DAST Model: Deciding About Semantic Complexity of a Text

08/24/2019
by   MohammadReza Besharati, et al.
11

Measuring of text complexity is a needed task in several domains and applications (such as NLP, semantic web, smart education and etc.). The Semantic layer of a text is more tacit than its syntactic structure and as a result, calculation of semantic complexity is more difficult. Whereas there are famous and powerful academic and commercial syntactic complexity measures, the problem of measuring Semantic complexity is a challenging one, yet. In this article, we introduce the DAST model which stands for Deciding About Semantic Complexity of a Text. In this model, an intuitionistic approach to semantics lets us have a well-defined definition for semantic of a text and its complexity: we consider semantic and meaning as a lattice of intuitions.

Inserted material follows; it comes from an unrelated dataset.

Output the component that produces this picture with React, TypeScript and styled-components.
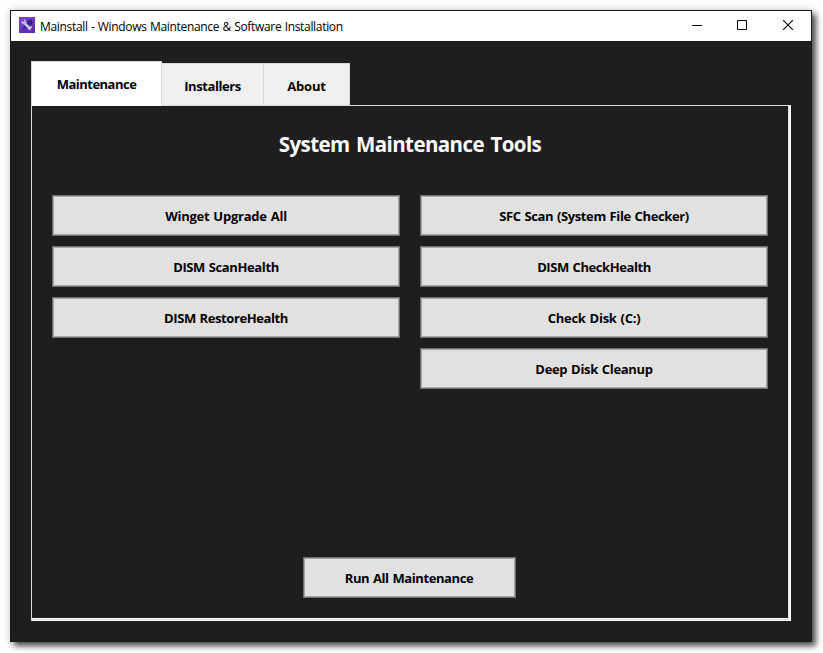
import React from 'react';
import styled, { createGlobalStyle } from 'styled-components';

const GlobalStyle = createGlobalStyle`
  * { box-sizing: border-box; }
  body {
    margin: 0;
    background: #fff;
    font-family: "Open Sans", "Noto Sans", sans-serif;
  }
`;

const Desktop = styled.div`
  height: 653px;
  padding: 10px 11px 11px 10px;
  overflow: hidden;
`;

const Window = styled.div`
  display: flex;
  flex-direction: column;
  width: 802px;
  height: 632px;
  border: 1px solid #1c1c1e;
  background: #1e1e1e;
  box-shadow: 4px 4px 6px rgba(0, 0, 0, 0.68), 0 0 9px rgba(0, 0, 0, 0.16);
`;

const TitleBar = styled.header`
  display: flex;
  align-items: center;
  flex: none;
  height: 30px;
  padding-left: 8px;
  background: #fff;
`;

const AppIcon = styled.svg`
  display: block;
  width: 16px;
  height: 16px;
  margin-top: -2px;
`;

const WindowTitle = styled.span`
  flex: 1;
  margin-left: 5px;
  padding-top: 1px;
  color: #000;
  font-size: 12px;
  line-height: 29px;
  letter-spacing: -0.32px;
  word-spacing: 0.5px;
  white-space: nowrap;
`;

const CaptionButton = styled.button<{ $width: number }>`
  display: flex;
  align-items: center;
  justify-content: center;
  width: ${({ $width }) => $width}px;
  height: 30px;
  padding: 0 0 2px;
  border: 0;
  background: transparent;

  svg {
    display: block;
    fill: none;
    stroke: #000;
  }
`;

const Content = styled.main`
  display: flex;
  flex: 1;
  flex-direction: column;
  padding: 20px 20px 20px;
`;

const TabList = styled.nav`
  display: flex;
  align-items: flex-end;
  height: 45px;
  z-index: 1;
`;

const Tab = styled.button<{ $selected?: boolean; $width: number; $tracking: number }>`
  width: ${({ $width }) => $width}px;
  height: ${({ $selected }) => ($selected ? 45 : 43)}px;
  padding: ${({ $selected }) => ($selected ? 0 : 3)}px 0 0;
  border: 1px solid #d9d9d9;
  border-left-width: ${({ $selected }) => ($selected ? 1 : 0)}px;
  border-bottom-width: ${({ $selected }) => ($selected ? 0 : 1)}px;
  background: ${({ $selected }) => ($selected ? '#fff' : '#f0f0f0')};
  color: #000;
  font: 700 13px "Open Sans", "Noto Sans", sans-serif;
  letter-spacing: ${({ $tracking }) => $tracking}px;
`;

const Panel = styled.section`
  display: flex;
  flex: 1;
  flex-direction: column;
  align-items: center;
  width: 760px;
  margin-top: -1px;
  border-top: 1px solid #dcdcdc;
  border-left: 1px solid #dcdcdc;
  border-right: 2px solid #fafafa;
  border-bottom: 1px solid #fafafa;
`;

const PanelInner = styled.div`
  display: flex;
  flex: 1;
  flex-direction: column;
  align-self: stretch;
  border-right: 1px solid #dcdcdc;
  border-bottom: 1px solid #d9d9d9;
`;

const PanelFace = styled.div`
  display: flex;
  flex: 1;
  flex-direction: column;
  align-items: center;
  align-self: stretch;
  padding: 20px 20px 20px;
  border-bottom: 1px solid #fff;
`;

const Heading = styled.h1`
  margin: 0;
  height: 36px;
  color: #fff;
  font-size: 20.5px;
  font-weight: 700;
  line-height: 36px;
  letter-spacing: -0.6px;
  word-spacing: 1.8px;
`;

const Columns = styled.div`
  display: grid;
  grid-template-columns: 348px 348px;
  gap: 20px;
  align-self: stretch;
  margin-top: 33px;
`;

const Column = styled.div`
  display: flex;
  flex-direction: column;
  gap: 10px;
`;

const ToolButton = styled.button<{ $tracking: number }>`
  height: 41px;
  padding: 1px 0 0;
  border: 1px solid #6e6e6e;
  background: #e1e1e1;
  box-shadow: inset 0 0 0 1px #a6a6a6;
  color: #000;
  font: 700 13px "Open Sans", "Noto Sans", sans-serif;
  letter-spacing: ${({ $tracking }) => $tracking}px;
  word-spacing: 0.8px;
  white-space: nowrap;
`;

const RunButton = styled(ToolButton)`
  width: 213px;
  margin: auto 2px 0 0;
`;

type Tool = { label: string; tracking: number };

const leftTools: Tool[] = [
  { label: 'Winget Upgrade All', tracking: -0.24 },
  { label: 'DISM ScanHealth', tracking: -0.38 },
  { label: 'DISM RestoreHealth', tracking: -0.4 },
];

const rightTools: Tool[] = [
  { label: 'SFC Scan (System File Checker)', tracking: -0.38 },
  { label: 'DISM CheckHealth', tracking: -0.42 },
  { label: 'Check Disk (C:)', tracking: -0.26 },
  { label: 'Deep Disk Cleanup', tracking: -0.32 },
];

const ToolColumn = ({ tools }: { tools: Tool[] }) => (
  <Column>
    {tools.map(({ label, tracking }) => (
      <ToolButton key={label} $tracking={tracking}>{label}</ToolButton>
    ))}
  </Column>
);

export default function App() {
  return (
    <>
      <GlobalStyle />
      <Desktop>
        <Window>
          <TitleBar>
            <AppIcon viewBox="0 0 16 16">
              <defs>
                <linearGradient id="tile" x1="0" y1="0" x2="0.4" y2="1">
                  <stop offset="0" stopColor="#7d45cf" />
                  <stop offset="1" stopColor="#5a2fb4" />
                </linearGradient>
              </defs>
              <rect width="16" height="16" fill="url(#tile)" />
              <path d="M8 4 10 2.5 13 3 13.5 6 12 8.5 9 8Z" fill="#3a217f" />
              <path d="m4 12 6-6" stroke="#40248a" strokeWidth="2" />
              <path d="m5 5.6 6 6" stroke="#d3c6ee" strokeWidth="2.2" strokeLinecap="round" />
              <path d="M2.5 4.6 4.3 6.6 6.7 5.4 5.3 2.7" fill="none" stroke="#c3b2e8" strokeWidth="1.5" />
              <path d="m9.6 12.8 1-2.2 2.4-.6" fill="none" stroke="#d9cdf0" strokeWidth="1.4" />
            </AppIcon>
            <WindowTitle>Mainstall - Windows Maintenance &amp; Software Installation</WindowTitle>
            <CaptionButton $width={44} aria-label="Minimize">
              <svg width="10" height="10"><path d="M0 5.5h10" /></svg>
            </CaptionButton>
            <CaptionButton $width={46} aria-label="Maximize">
              <svg width="10" height="10"><path d="M.5.5h9v9h-9z" /></svg>
            </CaptionButton>
            <CaptionButton $width={46} aria-label="Close">
              <svg width="10" height="10"><path d="m0 0 10 10M10 0 0 10" strokeWidth="1.1" /></svg>
            </CaptionButton>
          </TitleBar>
          <Content>
            <TabList>
              <Tab $selected $width={131} $tracking={-0.5}>Maintenance</Tab>
              <Tab $width={102} $tracking={-0.42}>Installers</Tab>
              <Tab $width={86} $tracking={-0.15}>About</Tab>
            </TabList>
            <Panel>
              <PanelInner>
                <PanelFace>
                  <Heading>System Maintenance Tools</Heading>
                  <Columns>
                    <ToolColumn tools={leftTools} />
                    <ToolColumn tools={rightTools} />
                  </Columns>
                  <RunButton $tracking={-0.4}>Run All Maintenance</RunButton>
                </PanelFace>
              </PanelInner>
            </Panel>
          </Content>
        </Window>
      </Desktop>
    </>
  );
}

Semantic complexity is defined as the result of a calculation on this lattice. A set theoretic formal definition of semantic complexity, as a 6-tuple formal system, is provided. By using this formal system, a method for measuring semantic complexity is presented. The evaluation of the proposed approach is done by a detailed example and a case study, a set of eighteen human-judgment experiments and a corpus-based evaluation. The results show that DAST model is capable of deciding about semantic complexity of a text. Furthermore, Analysis of the experiment results leads us to introduce a Markovian model for the process of common-sense multi-steps semantic-complexity reasoning in people. The Experiments-result demonstrates that our method consistently outperforms the random baseline in terms of better precision and accuracy.